I was also pretty disappointed by the Django test client for implementing test steps. It seemed to interact with pages at an abstraction layer lower than I am used to – at the level of making post and get requests and parsing html as a dom. I missed Capybara and its DSL for interacting with web pages. I couldn’t find any equivalent. I probably should have turned to Selenium directly, but since we had no client side javascript it seemed overkill. (Francisco Souza has written about using Lettuce with Selenium compared with the Django test client here).

When it comes to unit-level testing, Django provides an extension to the normal unittest tool that comes with python (unittest was originally based on JUnit). We didn’t do much with it at the session, and it seemed to work fine. It’s nothing like RSpec though, and I miss that expressiveness and structure for my tests whenever I work in Python.

Overall
All in all it was fun to look at Django with a group and to get some really helpful comments and insights from people who know it far better than I do. The Kata we chose seemed to work ok, but I should really do it again in Rails since I spent the whole time comparing Django with Rails in my head, not Django with Johannes’ Java code 🙂

My conclusions are basically that Django looks like a good alternative to Rails. It would take time to learn, and surely has strengths and weaknesses I can’t really evaluate from one short session looking at it. However, I’d fairly sure I’d have to do some work improving the testing tools if I was going to be happy working with it for real.

2 Comments

  1. Andrew Dalke says:

    Wish I had been there! I’ve been using Django for the work I’m doing, and I have mixed feelings. What you might want to do is look at some package which used Django well, and see how they implement things. For example, I’ve been working with OSQA, and that code is very clean and well written. I’ve learned a bit about how to write web apps that way.

    I can answer some of the questions you’ve had about Django. As far as I can tell, “views.py” is simply the wrong word. http://www.linuxjournal.com/article/9738 says “both Django and Rails use an approach that is best known as MVC (model, view, controller) developed in the Smalltalk community but adopted by many other languages and frameworks since then. These terms, used verbatim in the Rails world, are called models, templates and views in the Django world, and they form the bulk of a Django-based site.” And in http://translated.by/you/the-django-book-2-0/original/ “# views.py (the business logic).”

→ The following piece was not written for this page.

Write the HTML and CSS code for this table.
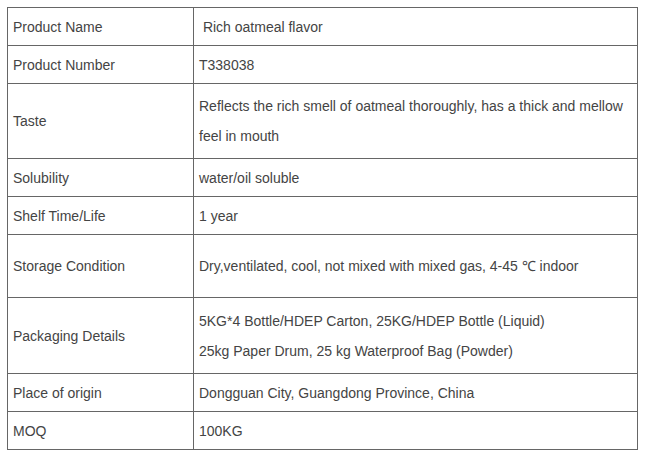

    Here’s another reference from “Ajax: the definitive guide”: “When I say ‘loosely based MVC’ I am echoing what Django’s developers stated: that they “feel like the design of Django had to feel right, and [they] will not be bound to a particular design pattern.” As a result, the controller in a typical MVC framework is the “view” in Django, and the view is instead called the “template.” “

    DJango’s way of using small apps was a bit of a revelation. After using it I really like how you can have an installed Python module, independent of the main web system, which can provide app services, and all you need to make it work is a couple of lines.

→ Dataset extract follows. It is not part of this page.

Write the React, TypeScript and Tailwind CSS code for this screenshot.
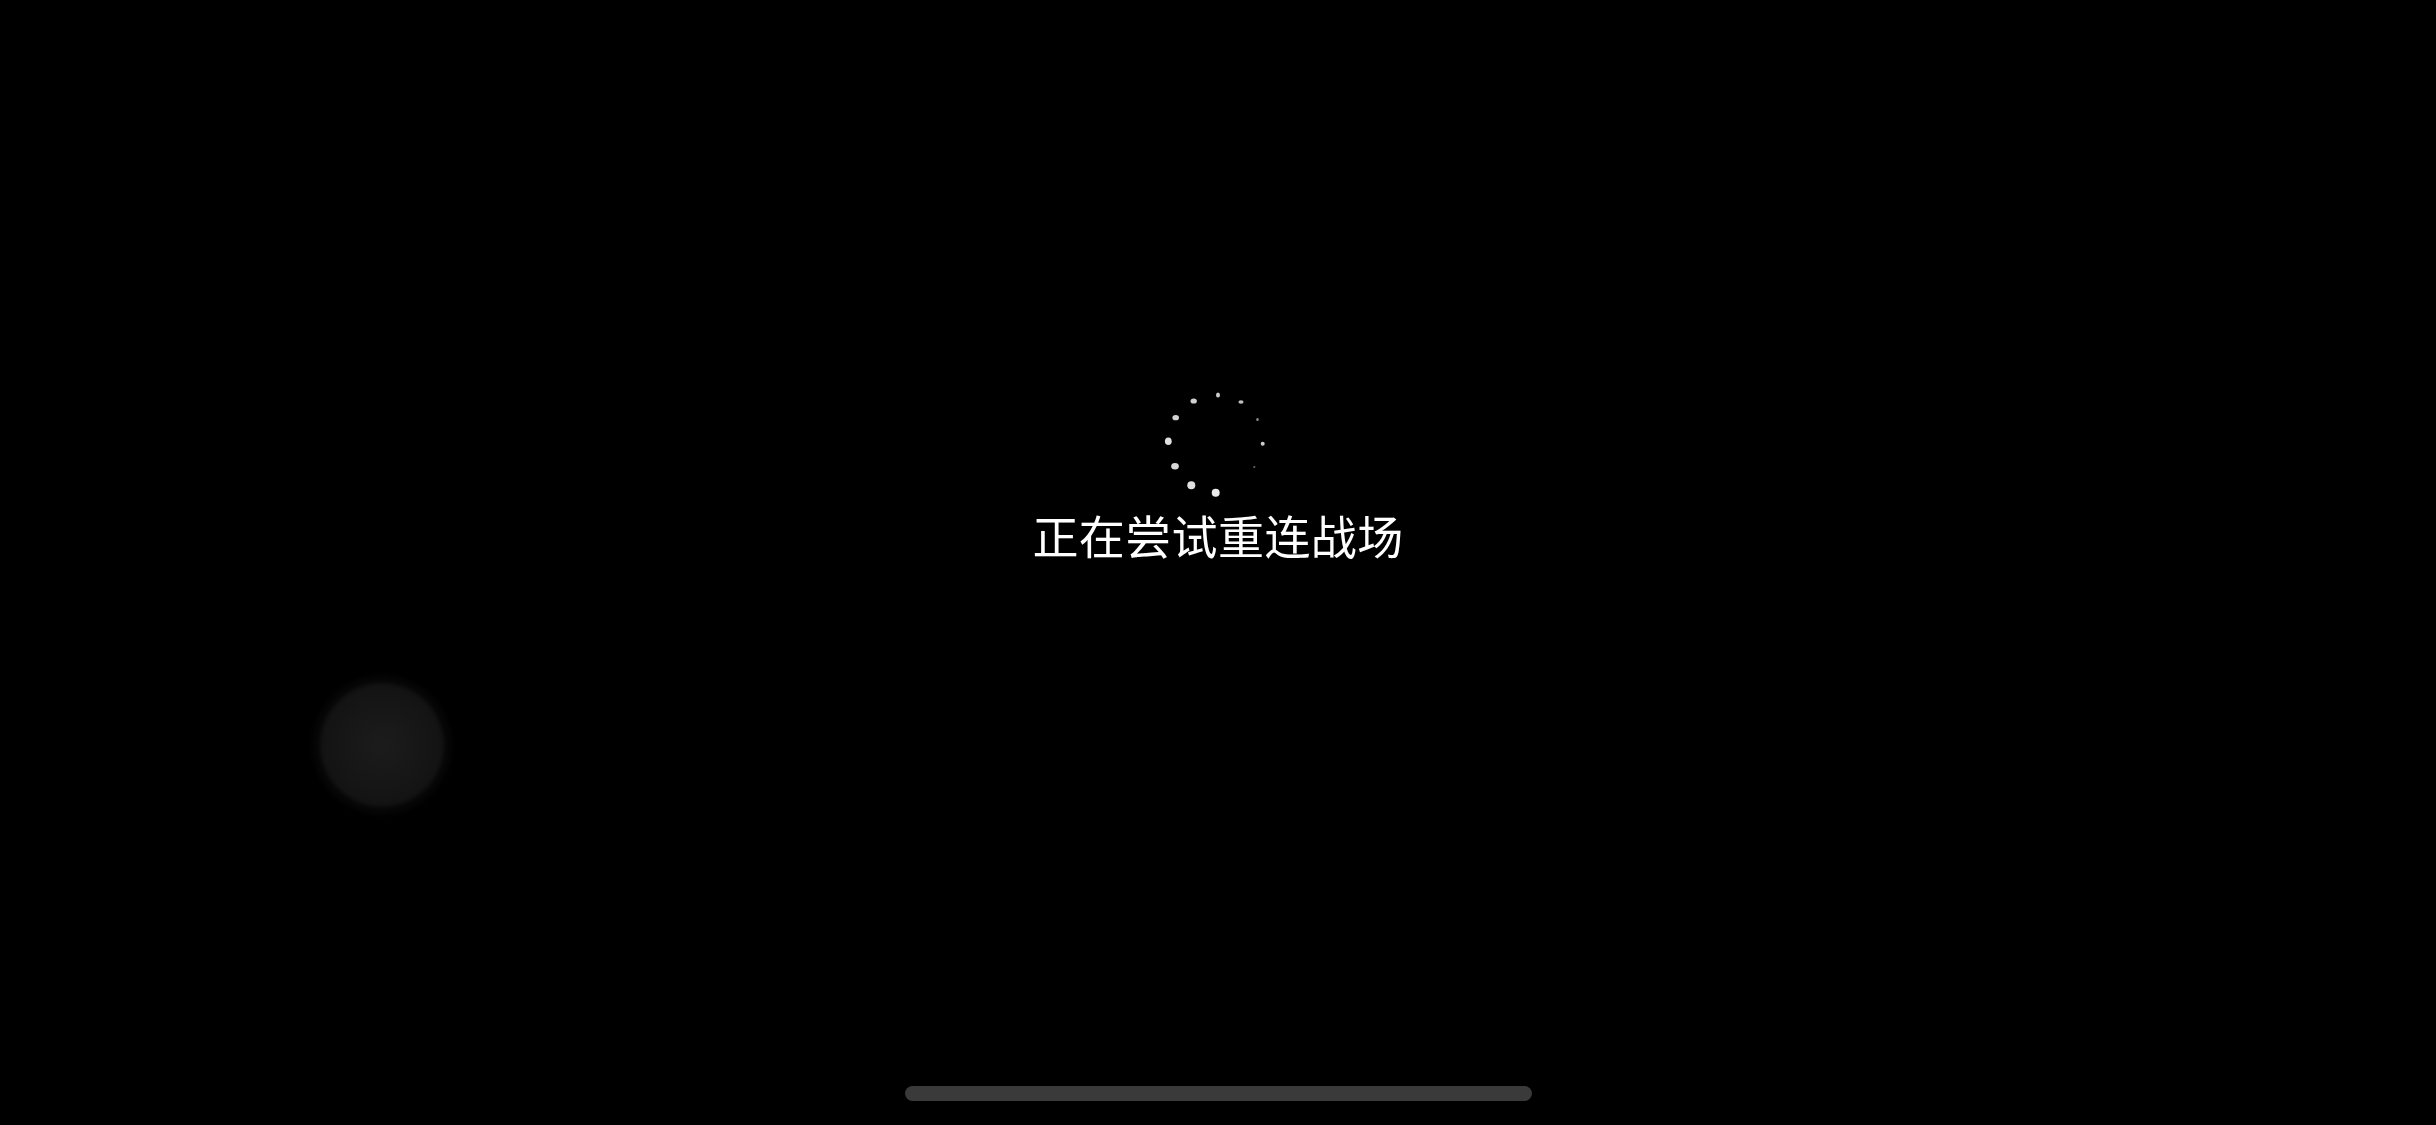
import React from "react";

// dot positions are relative to the spinner box
const spinnerDots = [
  { cx: 58, cy: 9, rx: 2, ry: 2.5, o: 0.8 },
  { cx: 81, cy: 16, rx: 2.6, ry: 1.8, o: 0.75 },
  { cx: 97.5, cy: 33.5, rx: 1.3, ry: 1.6, o: 0.55 },
  { cx: 102.7, cy: 57.7, rx: 2, ry: 2, o: 0.8 },
  { cx: 94.3, cy: 81, rx: 1.1, ry: 1.1, o: 0.4 },
  { cx: 55.7, cy: 106.7, rx: 4, ry: 4, o: 0.92 },
  { cx: 31.3, cy: 99.3, rx: 4, ry: 4, o: 0.88 },
  { cx: 15, cy: 80.3, rx: 3.8, ry: 3.2, o: 0.85 },
  { cx: 8.3, cy: 55.3, rx: 3.4, ry: 3.8, o: 0.88 },
  { cx: 15.7, cy: 31.7, rx: 3.3, ry: 2.6, o: 0.82 },
  { cx: 33.7, cy: 15, rx: 3.2, ry: 2.6, o: 0.82 },
];

const Spinner = () => (
  <svg width="112" height="112" viewBox="2 0 112 112" className="blur-[0.6px]">
    {spinnerDots.map((d, i) => (
      <ellipse key={i} cx={d.cx} cy={d.cy} rx={d.rx} ry={d.ry} fill="#fff" fillOpacity={d.o} />
    ))}
  </svg>
);

export default function App() {
  return (
    <div className="relative h-[1125px] w-[2436px] overflow-hidden bg-black">
      <div className="flex flex-col items-center pt-[386px]">
        <Spinner />
        <div className="mt-[4px] text-[46px] font-normal leading-[64px] tracking-[0.4px] text-white blur-[0.4px] font-['Noto_Sans_CJK_SC','Noto_Sans',sans-serif]">
          正在尝试重连战场
        </div>
      </div>

      {/* joystick ghost */}
      <div className="absolute left-[312px] top-[675px] flex h-[140px] w-[140px] items-center justify-center rounded-full bg-[#050505] blur-[2px]">
        <div className="h-[124px] w-[124px] rounded-full bg-[radial-gradient(circle,#1c1c1c_0%,#151515_55%,#0e0e0e_100%)]" />
      </div>

      {/* home indicator */}
      <div className="absolute left-[905px] top-[1086px] h-[15px] w-[627px] rounded-full bg-[#3a3a3a]" />
    </div>
  );
}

    They made a design choice to exclude the ability to embed Python code in a template. Here’s a recent post on why some people like “dumb” template languages: http://pydanny.blogspot.com/2010/12/stupid-template-languages.html . There were a number of blog posts responding to it.

    I’ve not used the Django test client but the documentation suggests it probably wasn’t the right tool.

    I’m have to investigate the testing options for me now since I have written client-side Javascript which talks to a embedded Java app and does an AJAX call to the server to put things into the database and the filesystem. I think I’ll try Selenium.

  2. Emily Bache says:

    Thanks for all that information, Andrew, I’m sorry you couldn’t make the meeting!

    I hope you have some success with Selenium. It’s the best thing I know of for testing webapps with client side javascript, but it’s not that great really. I’ve written code it’s been unable to test 🙁

    I look forward to you telling us about your experiences at a future GothPy meeting!